Plenty of US and foreign cities work on that very model, and the most expensive real estate there is within walking distance of the stations. You sneer at coffee shops: where there are coffee shops, there are customers. Who also are looking for book stores, dry cleaners, clothing stores, jewelry stores and every other mainstreet retail and commercial address.
Your wording gives you away. You think rail is for older people, or those who are impaired.
You should go to Dallas or Denver or Portland (and yes, now even in the Twin Cities, thanks to Jesse Ventura) and see all those people with briefcases and shopping bags from fine stores getting on and off the train. And using the system for multiple trips, even if they have that lawyer-schedule you say is such a big problem.

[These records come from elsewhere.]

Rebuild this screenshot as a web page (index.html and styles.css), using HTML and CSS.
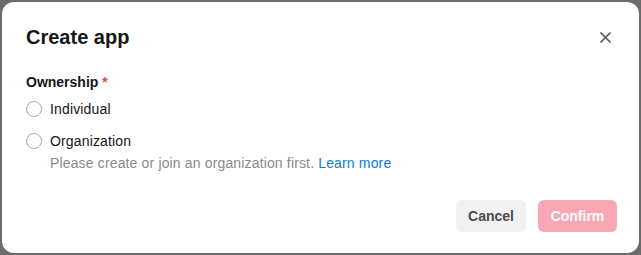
FILE: index.html
```html
<!DOCTYPE html>
<html>
<head>
<meta charset="utf-8">
<link rel="stylesheet" href="styles.css">
</head>
<body>
<div class="backdrop">
  <div class="dialog">
    <div class="header">
      <h1 class="title">Create app</h1>
      <button class="close" aria-label="Close">
        <svg width="11" height="11" viewBox="0 0 11 11"><path d="M1 1 L10 10 M10 1 L1 10" stroke="#555" stroke-width="1.7" stroke-linecap="round"/></svg>
      </button>
    </div>
    <div class="field">
      <div class="label">Ownership <span class="req">*</span></div>
      <label class="option"><span class="radio"></span><span>Individual</span></label>
      <label class="option"><span class="radio"></span><span>Organization</span></label>
      <div class="hint">Please create or join an organization first. <a class="link">Learn more</a></div>
    </div>
    <div class="footer">
      <button class="btn cancel">Cancel</button>
      <button class="btn confirm">Confirm</button>
    </div>
  </div>
</div>
</body>
</html>
```
FILE: styles.css
```css
html, body { margin: 0; padding: 0; }
body { background: #6b6b6b; font-family: "Liberation Sans", Arial, sans-serif; }
.backdrop { width: 641px; height: 255px; padding: 2px; box-sizing: border-box; }
.dialog {
  background: #fff; border-radius: 12px; height: 251px;
  padding: 0 24px; box-sizing: border-box;
  display: flex; flex-direction: column;
}
.header { display: flex; align-items: center; justify-content: space-between; height: 70px; }
.title { margin: 0; font-size: 20px; font-weight: 700; color: #161616; }
.close { border: 0; background: none; padding: 0; width: 11px; height: 11px; display: flex; margin-right: 4px; }
.field { display: flex; flex-direction: column; }
.label { font-size: 14px; font-weight: 700; color: #161616; height: 20px; line-height: 20px; margin-bottom: 1px; }
.req { color: #f5424f; }
.option { display: flex; align-items: center; gap: 8px; font-size: 14px; letter-spacing: 0.15px; color: #161616; height: 32px; }
.radio { width: 14px; height: 14px; border: 1px solid #a8a8a8; border-radius: 50%; }
.hint { font-size: 14px; letter-spacing: 0.15px; color: #8a8a8a; margin-left: 24px; line-height: 20px; margin-top: -4px; }
.link { color: #0a7de0; }
.footer { display: flex; justify-content: flex-end; gap: 12px; margin-top: 27px; margin-right: -2px; }
.btn { border: 0; border-radius: 6px; height: 32px; font-family: inherit; font-size: 14px; font-weight: 700; padding: 0 12px; }
.cancel { background: #f1f1f1; color: #4c4c4c; width: 70px; margin-left: 1px; }
.confirm { background: #f9a7b4; color: #fff; width: 79px; }
```
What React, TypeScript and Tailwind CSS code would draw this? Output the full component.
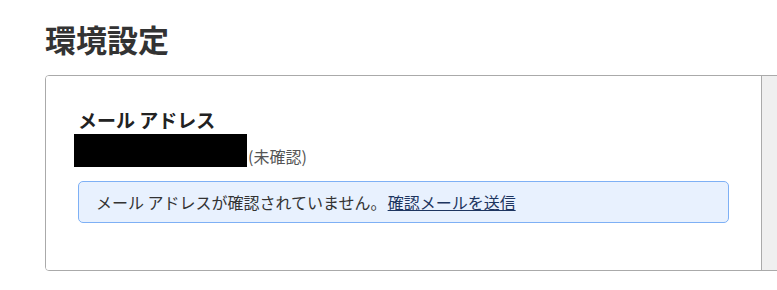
import React from "react";

export default function App() {
  return (
    <div
      className="w-[777px] h-[290px] overflow-hidden bg-white text-[#333]"
      style={{ fontFamily: '"Noto Sans CJK JP", "Noto Sans", sans-serif' }}
    >
      <div className="pl-[45px] pt-[19px]">
        <h1 className="text-[31px] font-bold leading-[40px] text-[#333]">環境設定</h1>
        <div className="mt-[16px] flex w-[1100px] border border-[#aaaaaa] rounded-[4px] overflow-hidden">
          <div className="w-[716px] shrink-0 border-r border-[#aaaaaa] bg-white px-[32px] pt-[30px] pb-[47px]">
            <div className="text-[19px] font-bold leading-[28px] text-[#222]">メール アドレス</div>
            <div className="flex items-end">
              <span className="inline-block -ml-[4px] w-[173px] h-[33px] bg-black" />
              <span className="text-[16px] leading-[22px] text-[#555] pl-[1px]">(未確認)</span>
            </div>
            <div className="mt-[14px] h-[42px] flex items-center border border-[#7eb0f5] bg-[#e8f1fe] rounded-[5px] px-[17px] text-[16px] text-[#333]">
              <span>メール アドレスが確認されていません。</span>
              <a href="#" className="ml-[1px] underline text-[#1d3560]">確認メールを送信</a>
            </div>
          </div>
          <div className="flex-1 bg-[#efefef]" />
        </div>
      </div>
    </div>
  );
}
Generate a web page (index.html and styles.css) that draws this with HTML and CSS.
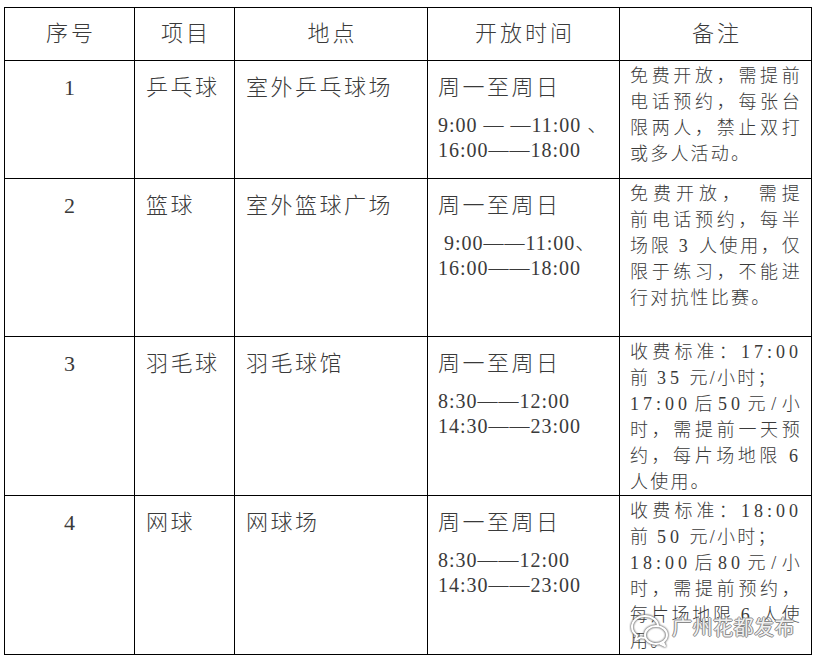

Like these lawyers like being caught in traffic jams, or getting a flat, or in a fender-bender, or not finding parking (even the lots get full, dude).
Sounds to me like you don't get out into the real world enough. Probably losing too much time in traffic.
Milwaukee is not metro DC or Dallas, Portland or the Twin Cities. Milwaukee is not even close to a booming metropolis. Light rail will not make anything better here. All you would accomplish is driving up taxes even higher and pushing more people out of the city.
Despite your feeble rant, it doesn’t fit most people’s lives. Especially for the metro commuters who fit in grocery shopping, picking up kids and just about any other errand into their commute. As for the theoretical lawyer – do you really think that s/he would take light rail to a depot in Waukesha and then grab a bus (or two) to get to the courthouse or to a client location? Come on. You are in denial.
Traffic is usually a minor inconvenience compared to tying your daily commute to rail stations and busses to make up the service gaps.
Supporters of light rail can pretend all they want to but this is real-life with huge costs. Clicking your heals together three-times and saying “if you build it they will come” will not help the system justify its public costs and it will do absolutely nothing to attract people back to the city. On the contrary, the tax burden of sustaining the system would make the problems even worse for Milwaukee.